Did you know that often the only bathrooms available to artists are the portapotties at the festival? Did you know that often there isn’t even water to wash hands afterwards?
Did you know that artist often get robbed, at shows, with security present?
My car was broken into twice in four days, with important paperwork two gps systems stolen from it a few years ago. Another time, a lady tried walking off with the money from four shows in my computer bag – she opened the car door and tried walking away with it, while I was loading the trunk.
This, at a show in one of America’s wealthiest towns.
It explains why so many of us artists have vans or rv’s or even tents to sleep in while we are on the road. And canisters of water and hand sanitizer.
This past weekend I joined the ranks of the “nomadic tent dwelling artist” species – the rv was being difficult again, so I opted to avoid paying $129 per night at the only hotel in walking distance of the show, and bring a small tent along instead.
Camping on the grounds was $40 for the weekend.
Only, I grabbed the wrong one from home – it was the smallest we had, but it also turned out to be the one with the shattered tent poles, and apparently also the one tent some cat or tge other had decided to use for a marking spot.
This I found out after a long drive here, a long setup of booth, and a scuttle to fix the broken tent poles with a branch and some duct tape.

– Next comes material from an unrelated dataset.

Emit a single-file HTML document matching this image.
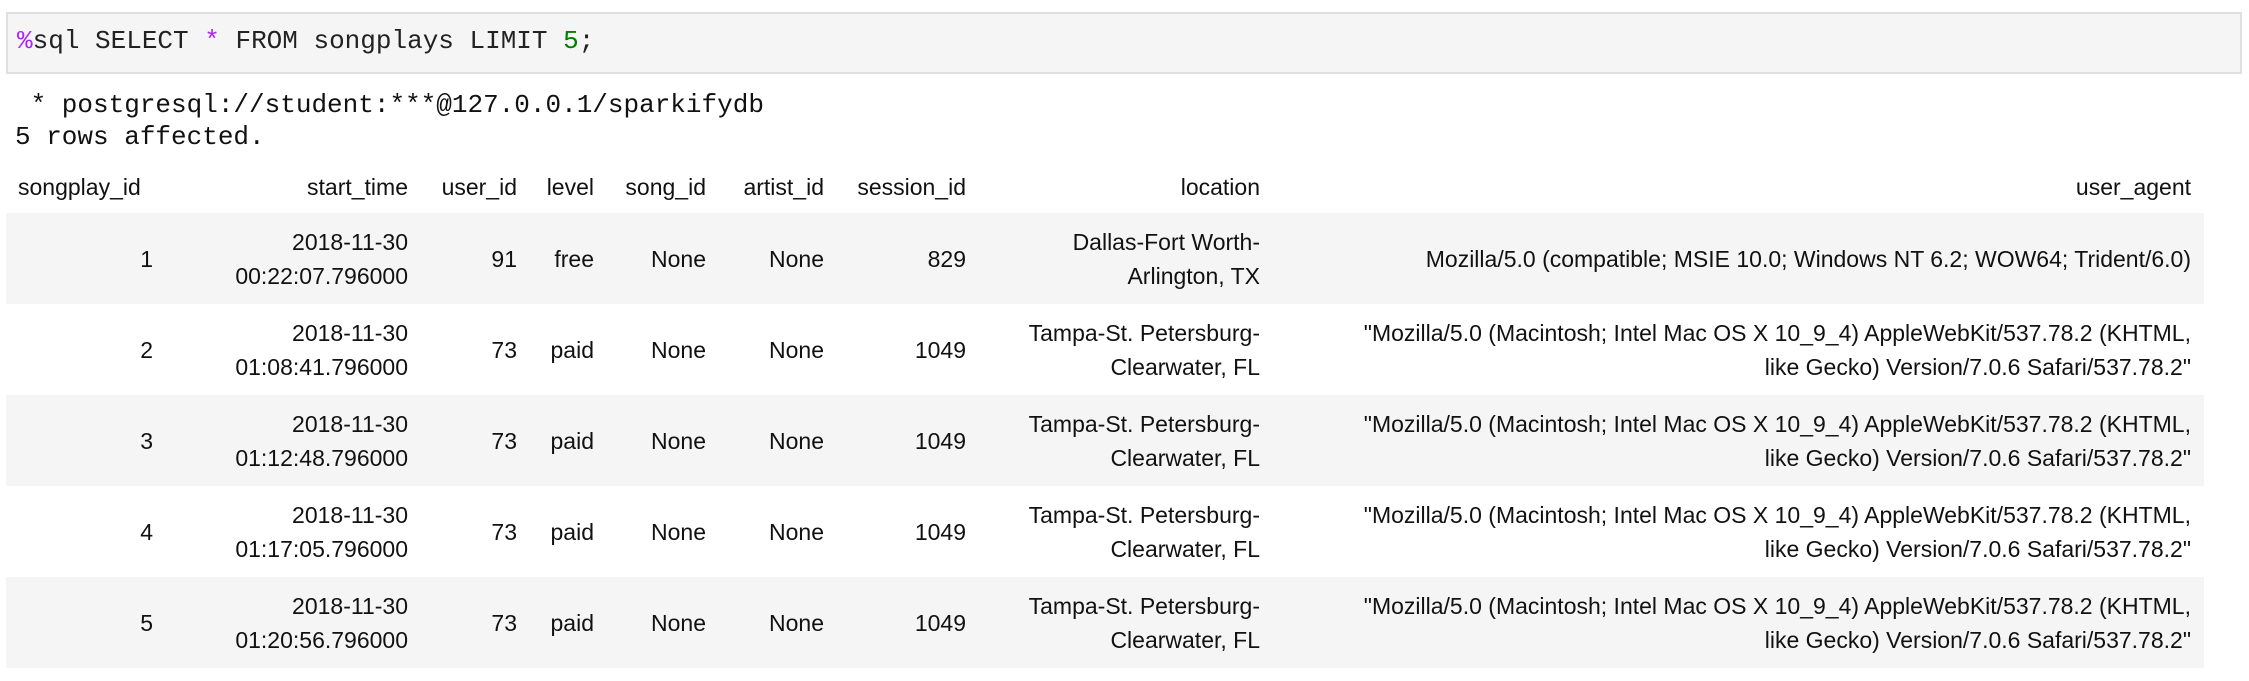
<!DOCTYPE html>
<html><head><meta charset="utf-8"><style>
html,body{margin:0;padding:0;background:#fff;width:2249px;height:681px;overflow:hidden}
.inp{position:absolute;left:6px;top:12px;width:2236px;height:62px;background:#f5f5f5;border:2px solid #e0e0e0;box-sizing:border-box}
.code{position:absolute;left:17px;top:23px;font:26px/36px "Liberation Mono",monospace;color:#222;white-space:pre}
.m{color:#aa22ff}.gr{color:#008000}
.out{position:absolute;left:15px;top:89px;font:26px/32px "Liberation Mono",monospace;color:#111;white-space:pre}
table{position:absolute;left:6px;top:160px;border-collapse:collapse;table-layout:fixed;width:2198px;font:23px/34px "Liberation Sans",sans-serif;color:#111}
td,th{padding:0 13px 0 0;text-align:right;white-space:nowrap;font-weight:normal;vertical-align:middle}
th{height:53px}
td{height:91px}
tr.alt td{background:#f5f5f5}
th:first-child{text-align:left;padding-left:12px}
</style></head><body>
<div class="inp"></div>
<div class="code"><span class="m">%</span>sql SELECT <span class="m">*</span> FROM songplays LIMIT <span class="gr">5</span>;</div>
<div class="out"> * postgresql://student:***@127.0.0.1/sparkifydb
5 rows affected.</div>
<table>
<colgroup><col style="width:160px"><col style="width:255px"><col style="width:109px"><col style="width:77px"><col style="width:112px"><col style="width:118px"><col style="width:142px"><col style="width:294px"><col style="width:931px"></colgroup>
<tr><th>songplay_id</th><th>start_time</th><th>user_id</th><th>level</th><th>song_id</th><th>artist_id</th><th>session_id</th><th>location</th><th>user_agent</th></tr>
<tr class="alt"><td>1</td><td>2018-11-30<br>00:22:07.796000</td><td>91</td><td>free</td><td>None</td><td>None</td><td>829</td><td>Dallas-Fort Worth-<br>Arlington, TX</td><td>Mozilla/5.0 (compatible; MSIE 10.0; Windows NT 6.2; WOW64; Trident/6.0)</td></tr>
<tr><td>2</td><td>2018-11-30<br>01:08:41.796000</td><td>73</td><td>paid</td><td>None</td><td>None</td><td>1049</td><td>Tampa-St. Petersburg-<br>Clearwater, FL</td><td>"Mozilla/5.0 (Macintosh; Intel Mac OS X 10_9_4) AppleWebKit/537.78.2 (KHTML,<br>like Gecko) Version/7.0.6 Safari/537.78.2"</td></tr>
<tr class="alt"><td>3</td><td>2018-11-30<br>01:12:48.796000</td><td>73</td><td>paid</td><td>None</td><td>None</td><td>1049</td><td>Tampa-St. Petersburg-<br>Clearwater, FL</td><td>"Mozilla/5.0 (Macintosh; Intel Mac OS X 10_9_4) AppleWebKit/537.78.2 (KHTML,<br>like Gecko) Version/7.0.6 Safari/537.78.2"</td></tr>
<tr><td>4</td><td>2018-11-30<br>01:17:05.796000</td><td>73</td><td>paid</td><td>None</td><td>None</td><td>1049</td><td>Tampa-St. Petersburg-<br>Clearwater, FL</td><td>"Mozilla/5.0 (Macintosh; Intel Mac OS X 10_9_4) AppleWebKit/537.78.2 (KHTML,<br>like Gecko) Version/7.0.6 Safari/537.78.2"</td></tr>
<tr class="alt"><td>5</td><td>2018-11-30<br>01:20:56.796000</td><td>73</td><td>paid</td><td>None</td><td>None</td><td>1049</td><td>Tampa-St. Petersburg-<br>Clearwater, FL</td><td>"Mozilla/5.0 (Macintosh; Intel Mac OS X 10_9_4) AppleWebKit/537.78.2 (KHTML,<br>like Gecko) Version/7.0.6 Safari/537.78.2"</td></tr>
</table>
</body></html>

Did you know that duct tape fixes a multitude of things, but it does not remove the smell of cat pee? I learned a lot this weekend.
At night, i also learned that I am highly allergic to something in the grass or the tent I was sleeping in – breathing problems at night in a field in a tent that smells like a litterbox after a long day don’t make the art world look more attractive.
So – three nights of that situation got me through the art festival (which, it turned out was more of a craft festival instead). After the show ended, i decided to splurge on a hotel room – a clean soft bed, with a clean shower, and free breakfast within walking distance sounded great.
The price, I was told: $166 for the night, but, special discounted rate is $99.
Usually, my max for hotels is $89 per night – higher than that, and the car becomes a viable option for sleeping in.
But – with no other hotels to choose from and the lobby looked clean and comfy, I got a room.
Everything looked tidy – towels and bathroom clean.
The shower felt great.
But the sheets!
Not the crisp, white, tightly tucked sheets of a $99/night hotel, but the $35/per night “you will get mugged, raped and hacked into pieces if you sleep in this motel” kind of sheets. The pillows: flattened pieces of old quilt batting or possibly up-cycled chair cushions from a hundred year old church pew (it was hard to tell – almost got a concussion when flopping onto the pillow).
The blankets: half unraveled,musty smelling objects (not unrelated to the smell in my tent, with the additional “flavor” of old nicotine).
Not tucked in sheets. Not cotton sheets.Not fitted sheets. But a flimsy, somewhat polyester type flat sheet that attempted to cover the mattress and the protruding very worn yellow foam mattress pad.
No matter how careful you lay down on that kind of thing, you will find yourself engulfed in a twist of sheets, blankets, unsavory bedspreads, and nicotine smell.
Keep you awake all night, regardless of your level of exhaustion.
It is most certainly not the ingredient for resting up after fighting the war for survival for three days…
$99 for a night like that – Did you know that a halfway decent sheet set with a fitted sheet can be purchased for around $40?
– if you are in the hotel business: the sheets matter. A lot. Get good ones, or charge only what your bedding is worth.
– if you are an art festival goer: your purchase of someone’s artwork matters. A Lot. It might just pay for a fitted sheet, or just a flushing toilet for the artist for a night. But it matters.
– if you are a show promoter or organizer: charging the artist $40 extra for a booth fee or electrical service, without providing humane sanitary conditions for the artists to work in, matters.
– if you are a city hosting an art fair and you decide to charge $100 parking fees from the artists that are already paying hundreds just to be there – please give the hotels a tax break so they can put that money towards good sheets on their beds.